CRM’s are marketed as a sure fire way to boost sales, drive engagement and increase profitability. But in reality their job is to enable your business to create and nurture long lasting client relationships and enable you to make better strategic decisions in the future.
According to Gartner, CRM software was predicted to be the fastest growing software market in 2018. In 2017 alone, worldwide CRM software revenue amounted to $39.5 billion. With companies spending such vast amounts of money, then it is more important than ever to ensure that your CRM is generating a return on your investment.
There are several factors involved in ensuring that your CRM is doing its job and by looking at each of these in turn you can better understand how you can increase the ROI of your CRM.

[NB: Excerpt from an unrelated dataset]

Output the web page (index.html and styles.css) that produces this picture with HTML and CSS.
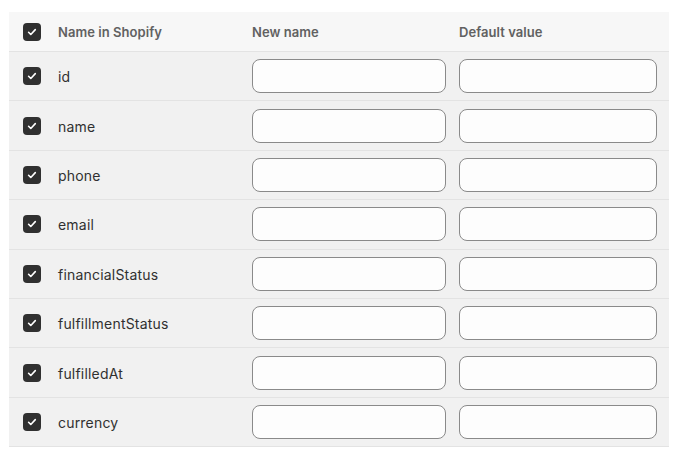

Most out of the box solutions won’t be perfectly tailored to your business and so being able to bolt on additional functionality is key. Finding a CRM that meets the majority of your business needs but also has a suite of optional integrations is crucial. The more you can configure your CRM to make your team’s job easier, the better the chance of it being used.
According to a recent HubSpot’s report, over 20% of sales professionals cite manual data entry as their top CRM challenge. The main purpose of a CRM is to aggregate your business data and save your team time, not hinder it by asking users to spend half their day updating the CRM. CRM automation tools can be used to automate common tasks, remove reliance on individuals and eliminate data input errors.
Low CRM adoption is another common issue when considering whether to invest in a CRM. If no-one is actually using the software then you can’t expect to see a decent ROI. The key is to operate a top-down policy. If the senior management are seen to be actively using and encouraging their team to use the CRM then there is a higher chance of achieving the desired ROI. Regular training can also help as without this users are often not aware of many of the features that can make their life easier.
It’s widely known that businesses that run transparently are more likely to succeed. Companies such as Stripe and Buffer have long evangelised over the benefits of operating a transparent culture. This is also true for CRM software. Often different divisions of a business have limited or no visibility as to what is going on in another area of the business. Take for example, a team member in sales who has no access to their marketing colleagues work or the customer support team. How can you know how best to deal with a customer when you can’t see the full picture? Data transparency can radically improve your decision making and ensuring your CRM is capturing the right data is essential.